The deer was lying beside the car, on its back. Its spine curved into a comma-like shape. Its legs were sticking up in the air, quivering. I was close enough to watch its eyes roll up into its head far enough that I could only see the whites. Its tongue was hanging out of its mouth. But as I opened the door to inspect the damage I had caused, the deer leaped to its feet, did a momentary, spastic dance, then dashed off into the bush.
Back in the car, I pulled over on the side of the road and wrote down the following poem. I read it at the festival that weekend.
THE MORNING FAWN
Reciting lines of poetry, at six o’clock this morning,
on my way to work, while navigating Ruby’s corner;
a fawn took a dreadful leap out from the tangled brambles,
struck the centre of my hood, then fell beneath the wheels.

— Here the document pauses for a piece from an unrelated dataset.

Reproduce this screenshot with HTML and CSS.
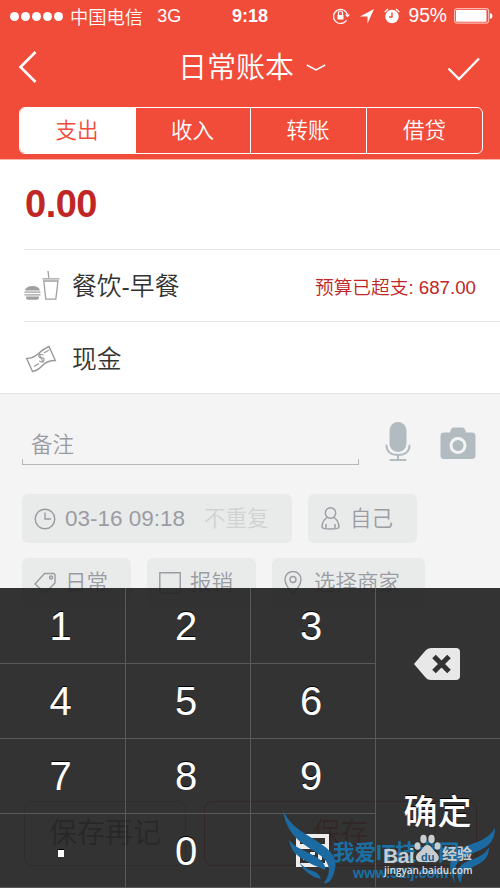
FILE: index.html
```html
<!DOCTYPE html>
<html lang="zh-CN">
<head>
<meta charset="utf-8">
<title>日常账本</title>
<link rel="stylesheet" href="styles.css">
</head>
<body>
<div class="screen">
  <header class="top">
    <div class="status">
      <div class="status-left">
        <div class="signal"><i></i><i></i><i></i><i></i><i></i></div>
        <span class="carrier">中国电信</span><span class="net">3G</span>
      </div>
      <b class="clock">9:18</b>
      <div class="status-right">
        <svg class="lock" width="19" height="18" viewBox="0 0 19 18" fill="none" stroke="#fff"><path d="M14.5 13.2A7 7 0 1 1 15.5 8.500" stroke-width="1.2"/><path d="M13 7.500h5L15.500 10.500z" fill="#fff" stroke="none"/><path d="M5.500 8h6v4.500h-6z" fill="#fff" stroke="none"/><path d="M6.500 8V6a2 2 0 0 1 4 0v2" stroke-width="1.200"/></svg>
        <svg class="arrow" width="14" height="15" viewBox="0 0 14 15"><path d="M14 0 7.500 14.500V7.500H0z" fill="#fff"/></svg>
        <svg class="alarm" width="16" height="16" viewBox="0 0 16 16" fill="none"><circle cx="8" cy="8.500" r="6.700" fill="#fff"/><path d="M8 4.500V9H5" stroke="#f14c3a" stroke-width="1.400"/><path d="M.7 4 4 1M12 1l3.300 3" stroke="#fff" stroke-width="1.200"/></svg>
        <span class="percent">95%</span>
        <svg class="battery" width="39" height="16" viewBox="0 0 39 16"><rect x=".6" y=".6" width="34" height="14.500" rx="2.500" fill="none" stroke="#fbb9b1" stroke-width="1.200"/><rect x="2" y="2" width="30.500" height="11.700" rx="1" fill="#fff"/><path d="M36 5q2.500.6 2.500 3T36 11z" fill="#fff"/></svg>
      </div>
    </div>
    <nav class="navbar">
      <svg width="20" height="34" viewBox="0 0 20 34" fill="none" stroke="#fff" stroke-width="2.600"><path d="M17.500 2 2.500 17l15 15"/></svg>
      <h1 class="title"><span>日常账本</span><svg width="20" height="8" viewBox="0 0 20 8" fill="none" stroke="#fff" stroke-width="1.500"><path d="M.8 1 10 6l9.200-5"/></svg></h1>
      <svg class="check" width="33" height="24" viewBox="0 0 33 24" fill="none" stroke="#fff" stroke-width="2.300"><path d="M1.500 11.500 12 22 32 1.500"/></svg>
    </nav>
    <div class="tabs"><span class="tab active">支出</span><span class="tab">收入</span><span class="tab">转账</span><span class="tab">借贷</span></div>
  </header>
  <main class="entry">
    <div class="row amount">0.00</div>
    <div class="row">
      <svg class="row-icon" width="36" height="30" viewBox="0 0 36 30" fill="none" stroke="#a0a0a0"><path d="M1 19.500q1-4.500 7.500-4.500t7.500 4.500zM2 25.500h13q0 3.200-2 3.200H4q-2 0-2-3.200z" fill="#a0a0a0" stroke="none"/><path d="M.5 21.200h16M.5 23.800h16" stroke-width="1.300"/><path d="M18.500 7.800h17M24.800 7 24 0M19.800 10l2 18.200h10L34 10z" stroke-width="1.300"/></svg>
      <span class="name">餐饮-早餐</span>
      <span class="budget">预算已超支: <em>687.00</em></span>
    </div>
    <div class="row last">
      <svg class="row-icon cash" width="36" height="30" viewBox="0 0 36 30" fill="none" stroke="#999" stroke-width="1.400"><path d="M2.700 13.500Q9 13.500 14.500 8.500T25 1.500L31.300 15.500Q23 15.500 18.500 20.500T8.500 26.500z"/><path d="M19.500 10.500q-1.500-2-4-.8-2 1.500.4 3 3-.4 4 1.100 1 2-1.700 2.900-2 .5-3-.9M15 8.300l4.300 9.500M10 21.500l5-3M20 8l5-3" stroke-width="1.100"/></svg>
      <span class="name">现金</span>
    </div>
  </main>
  <section class="details">
    <div class="memo">
      <div class="memo-field"><span>备注</span></div>
      <svg class="mic" width="26" height="40" viewBox="0 0 26 40" fill="none" stroke="#b2bbbf" stroke-width="2"><rect x="4.500" y="0" width="17" height="30" rx="8.500" fill="#b2bbbf" stroke="none"/><path d="M1.500 23.500c0 6 4.500 9.500 11.500 9.500s11.500-3.500 11.500-9.500M13 33v5M5.500 38h15" stroke-linecap="round"/></svg>
      <svg class="camera" width="36" height="33" viewBox="0 0 36 33"><path d="M4 5.500h6l1-3Q11.700.5 13.500.5h9q1.800 0 2.500 2l1 3h6q3.500 0 3.500 3.500v19.500q0 3.500-3.500 3.500H4q-3.500 0-3.500-3.500V9Q.5 5.500 4 5.500z" fill="#b2bbbf"/><circle cx="18" cy="18.500" r="7" fill="#b2bbbf" stroke="#f4f4f4" stroke-width="3"/></svg>
    </div>
    <div class="chips">
      <div class="chip date"><svg width="22" height="22" viewBox="0 0 22 22"><circle cx="11" cy="11" r="9.800"/><path d="M11 4.500V11h6"/></svg><span class="when">03-16 09:18</span><span class="repeat">不重复</span></div>
      <div class="chip person"><svg width="20" height="23" viewBox="0 0 20 23"><circle cx="9.500" cy="6" r="5.200"/><path d="M6 10.500Q1 14 1 20q0 2 8.500 2t8.500-2q0-6-5-9.500M5 17v4M14 17v4"/></svg><span>自己</span></div>
    </div>
    <div class="chips second">
      <div class="chip tag"><svg width="22" height="22" viewBox="0 0 22 22"><path d="m1 12 9.500-10.500H20l1 1V11L11 21z"/><circle cx="17" cy="5.500" r="1.500"/></svg><span>日常</span></div>
      <div class="chip claim"><svg width="22" height="22" viewBox="0 0 22 22"><path d="M.8.8h20.400v20.400H.8z"/></svg><span>报销</span></div>
      <div class="chip shop"><svg width="18" height="24" viewBox="0 0 18 24"><path d="M9 23Q1 14 1 8.500a8 8 0 0 1 16 0Q17 14 9 23z"/><circle cx="9" cy="8.500" r="3"/></svg><span>选择商家</span></div>
    </div>
  </section>
  <div class="save-bar"><span class="save again">保存再记</span><span class="save primary">保存</span></div>
  <div class="keypad">
    <span class="key">1</span><span class="key">2</span><span class="key">3</span>
    <span class="key side"><svg width="46" height="32" viewBox="0 0 46 32"><path d="M0 16 11.500 2.500Q13.500 0 17 0h25q4 0 4 4v24q0 4-4 4H17q-3.500 0-5.500-2.500z" fill="#e8e8e8"/><path d="m20 8.500 15 15m0-15-15 15" stroke="#323232" stroke-width="5"/></svg></span>
    <span class="key">4</span><span class="key">5</span><span class="key">6</span>
    <span class="key">7</span><span class="key">8</span><span class="key">9</span>
    <span class="key side ok">确定</span>
    <span class="key dot"><i></i></span><span class="key">0</span>
    <span class="key calc-key"><svg width="33" height="33" viewBox="0 0 33 33"><path d="M0 0h33v33H0z" fill="#eee"/><path d="M4 4h25v6H4zM4 15h25v14H4z" fill="#323232"/><path d="M7 18h4v3H7zM14 18h5v3h-5zM7 23h4v3H7zM14 23h5v3h-5zM22 18h4v8h-4z" fill="#eee"/></svg></span>
  </div>
  <div class="watermark">
    <svg class="wings" width="216" height="78" viewBox="0 0 216 78" fill="#1b6ba2"><path d="M1 0C10 17 23 22 36 31 49 39 56 47 53 58 51 68 46 74 42 72 49 62 49 53 39 45 25 34 6 29 1 0z"/><path d="M7 29C14 38 24 39 34 46 42 51 44 55 43 59 38 56 34 56 26 51 16 45 10 43 7 29z"/><path d="M17 51Q23 58 31 60q6 2 8 8-15-3-22-17z"/><path d="M213 17C206 29 194 31 182 36 168 43 164 55 173 72 170 57 174 50 186 44 202 38 213 34 213 17z"/><path d="M207 36C202 46 192 47 184 51 174 56 173 65 179 72 179 62 184 59 191 56 202 51 207 46 207 36z"/></svg>
    <span class="site">我爱IT技术网</span><span class="url">www.52ij.com</span>
    <div class="baidu"><b>Bai</b><svg width="27" height="29" viewBox="0 0 27 29" fill="#c8cdd0"><ellipse cx="3.500" cy="12" rx="3" ry="3.800"/><ellipse cx="9.500" cy="5" rx="3.200" ry="4.300"/><ellipse cx="17.500" cy="5" rx="3.200" ry="4.300"/><ellipse cx="23.500" cy="12" rx="3" ry="3.800"/><path d="M13.500 11c4 0 5 5 9 8 5 5 1 10-4 9H8c-6 1-8-5-4-9 5-3 5-8 9.500-8z"/></svg><span class="du">du</span><span class="jy">经验</span></div>
    <span class="baidu-url">jingyan.baidu.com</span>
  </div>
</div>
</body>
</html>
```
FILE: styles.css
```css
* { box-sizing: border-box; }
body { margin: 0; font-family: "Liberation Sans", "Noto Sans CJK SC", sans-serif; }
svg { display: block; flex: none; }
.screen { position: relative; width: 500px; height: 888px; overflow: hidden; background: #f4f4f4; }
.top { height: 160px; background: #f14c3a; color: #fff; border-bottom: 1px solid #f9b4aa; }
.status { position: relative; display: flex; height: 32px; align-items: center; justify-content: space-between; padding: 0 7px 0 10px; font-size: 18px; }
.status-left, .status-right { display: flex; align-items: center; font-weight: 350; }
.signal { display: flex; gap: 2px; }
.signal i { width: 9px; height: 9px; border-radius: 50%; background: #fff; }
.carrier { margin-left: 7px; padding-bottom: 1px; font-size: 18.300px; }
.net { margin-left: 14px; }
.clock { position: absolute; left: 232px; font-size: 18px; }
.lock { margin-right: 9px; }
.arrow { margin-right: 10px; }
.alarm { margin-right: 8px; }
.percent { font-size: 19.300px; margin-right: 7px; }
.navbar { display: flex; justify-content: space-between; align-items: center; height: 75px; padding: 0 20px 5px 18px; }
.title { display: flex; align-items: center; gap: 12px; margin: 0 0 0 19px; font-size: 29px; font-weight: 350; }
.title span { padding-bottom: 4px; }
.title svg { margin-top: 2px; }
.check { margin-top: 4px; }
.tabs { display: grid; grid-template-columns: 116px 115px 116px 116px; width: 464px; height: 47px; margin-left: 19px; border: 1.500px solid #fff; border-radius: 6px; overflow: hidden; }
.tab { display: flex; align-items: center; justify-content: center; padding: 0 1px 5px 0; font-size: 21.500px; font-weight: 350; border-right: 1px solid #fff; }
.tab:last-child { border: 0; }
.tab.active { background: #fff; color: #f14c3a; }
.entry { height: 234px; padding-left: 24px; background: #fff; border-bottom: 1px solid #e3e3e3; }
.row { display: flex; align-items: center; height: 72px; border-bottom: 1px solid #e6e6e6; }
.row.amount { height: 90px; padding-left: 1px; font-size: 38px; letter-spacing: -.5px; font-weight: 700; color: #c02626; }
.row.last { border: 0; }
.cash { margin-top: 3px; }
.name { margin: -3px 0 0 12px; font-size: 24.800px; font-weight: 350; color: #333; }
.budget { margin: -1px 24px 0 auto; font-size: 18.700px; font-weight: 350; color: #c02626; }
.budget em { font-style: normal; }
.details { padding: 27px 22px 0; color: #9b9ca3; }
.memo { display: flex; height: 44px; }
.memo-field { position: relative; width: 337px; height: 44px; padding: 6px 0 0 9px; font-size: 21.500px; font-weight: 350; border-bottom: 1.500px solid #b5b7ba; }
.memo-field::after { content: ""; position: absolute; left: 0; right: 0; bottom: 0; height: 5px; border: solid #b5b7ba; border-width: 0 1px; }
.mic { margin: 1px 0 0 26px; }
.camera { margin: 6px 0 0 29px; }
.chips { display: flex; gap: 16px; margin-top: 29px; }
.chips.second { margin-top: 15px; }
.chip { display: flex; align-items: center; height: 49px; padding-left: 12px; border-radius: 6px; background: #e8ebea; font-size: 21.500px; font-weight: 350; }
.chip svg { fill: none; stroke: #9b9ca3; stroke-width: 1.400; }
.chip span { padding-bottom: 4px; }
.date { width: 270px; }
.chip .when { margin-left: 8px; padding: 1px 0 0; font-size: 22.500px; }
.chip .repeat { margin-left: 19px; color: #d0d2d2; }
.person { width: 109px; padding-left: 13px; }
.chip span:nth-child(2) { margin-left: 9px; }
.tag, .claim { width: 109px; }
.shop { width: 153px; }
.chip.shop span { margin-left: 12px; }
.save-bar { position: absolute; left: 24px; top: 801px; display: flex; gap: 18px; }
.save { display: flex; align-items: center; justify-content: center; height: 65px; padding-bottom: 5px; border: 1px solid #aaa; border-radius: 8px; font-size: 28px; font-weight: 350; color: #555; }
.again { width: 162px; }
.primary { width: 273px; color: #f14c3a; border-color: #f14c3a; }
.keypad { position: absolute; inset: 588px 0 0; display: grid; grid-template-columns: 126px 125px 125px 124px; grid-template-rows: 76px 75px 75px 74px; background: rgba(36,36,36,.935); color: #fff; }
.key { display: flex; align-items: center; justify-content: center; padding: 1px 4px 0 0; border: solid #595959; border-width: 0 1px 1px 0; font-size: 40px; text-shadow: 0 -1px #000; }
.side { grid-column: 4; grid-row: span 2; border-right: 0; padding: 1px 2px 0 0; }
.ok { font-size: 34px; font-weight: 500; padding: 0 1px 8px 0; }
.dot { padding: 6px 4px 0 0; }
.dot i { width: 6px; height: 7px; background: #fff; box-shadow: 0 -1px #000; }
.calc-key { padding: 0 1px 0 0; }
.watermark { position: absolute; left: 282px; top: 811px; width: 218px; height: 77px; }
.wings, .site, .url, .baidu, .baidu-url { position: absolute; }
.wings { left: 0; top: 0; }
.site { left: 51px; top: 26px; font-size: 21.500px; line-height: 32px; font-weight: 700; color: #1c6fa5; white-space: nowrap; }
.url { left: 71px; top: 54px; font-size: 14.500px; font-weight: 700; color: #1c6fa5; }
.baidu { left: 101px; top: 24px; display: flex; align-items: flex-end; height: 33px; color: #c8cdd0; }
.baidu b { font-size: 21px; line-height: 24px; letter-spacing: -.5px; }
.baidu svg { position: absolute; left: 31px; top: -1px; }
.du { position: absolute; left: 38px; top: 16px; font-size: 11px; font-weight: 700; color: #1c5f8c; }
.jy { position: absolute; left: 59px; top: 7px; font-size: 15px; font-weight: 700; white-space: nowrap; }
.baidu-url { left: 102px; top: 52px; font-family: "Open Sans", sans-serif; font-size: 10px; font-weight: 600; color: #ddd; }
```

I stopped my car, I swear, before the beast
had thudded to the ground. And then a silence:
a roaring multitude of accusations in my head,
a second’s worth of hot damnation,
a pendent wire extending without end.
But then the deer jumped sideways on the road
(I don’t know how it fought out from under),
and did a twitching prance, its last dance with the gods,
then collapsed upon the asphalt, it’s eyes gone grey in shock.
It lay there, slanted on it’s back, it’s four legs
stiff and straight, held up awkward off the roadbed.
All this happened long before my hand
had even reached the handle of the door.
My arty temperament, or so I thought,
had slain the beast with inattention.
You know the feeling when you hang suspended,
not yet having felt a thing, waiting for the universe
to declare itself with irrevocable sweet sting.
But then, my small lacuna, protracted in dismay,
was punctuated by the fawn, which bounded up,
and dashing through the brambles, made good its getaway.
I imagined that the deer had only run to die alone.
It might have grazed my garden years on down the road.
And that, for good reason, was the last poem I ever wrote.